A Systematic Analysis on the Genes and Their Interaction Underlying the Comorbidity of Alzheimer's Disease and Major Depressive Disorder.

BACKGROUND

During the past years, clinical and epidemiological studies have indicated a close relationship between Alzheimer's disease (AD) and other mental disorders like major depressive disorder (MDD). At the same time, a number of genes genetically associated with AD or MDD have been detected. However, our knowledge on the mechanisms that link the two disorders is still incomplete, and controversies exist. In such a situation, a systematic analysis on these genes could provide clues to understand the molecular features of two disorders and their comorbidity.

METHODS

In this study, we compiled the genes reported to be associated with AD or MDD by a comprehensive search of human genetic studies and genes curated in disease-related database. Then, we investigated the features of the shared genes between AD and MDD using the functional enrichment analysis. Furthermore, the major biochemical pathways enriched in the AD- or MDD-associated genes were identified, and the cross talks between the pathways were analyzed.
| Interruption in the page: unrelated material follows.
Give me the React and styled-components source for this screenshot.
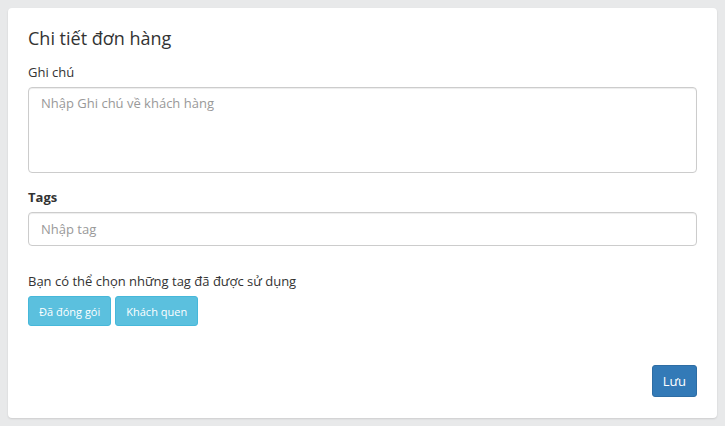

In addition, novel candidate genes related to AD and MDD were predicted in the context of human protein-protein interactome.

RESULTS

We obtained 650 AD-associated genes, 447 MDD-associated genes, and 77 shared genes between AD and MDD. The functional analysis revealed that biological processes involved in cognition, neural development, synaptic transmission, and immune-related processes were enriched in the common genes, indicating a complex mechanism underlying the comorbidity of the two diseases. In addition, we conducted the pathway enrichment analysis and found 102 shared pathways between AD and MDD, which involved in neuronal development, endocrine, cell growth, and immune response. By using the pathway cross-talk analysis, we found that these pathways could be roughly clustered into four modules, i.e., the immune response-related module, the neurodevelopmental module, the cancer or cell growth module, and the endocrine module. Furthermore, we obtained 37 novel candidate genes potentially related to AD and MDD with node degrees > 5.0 by mapping the shared genes to human protein-protein interaction network (PPIN). Finally, we found that 37 novel candidate genes are significantly expressed in the brain.

CONCLUSION

These results indicated shared biological processes and pathways between AD and MDD and provided hints for the comorbidity of AD and MDD.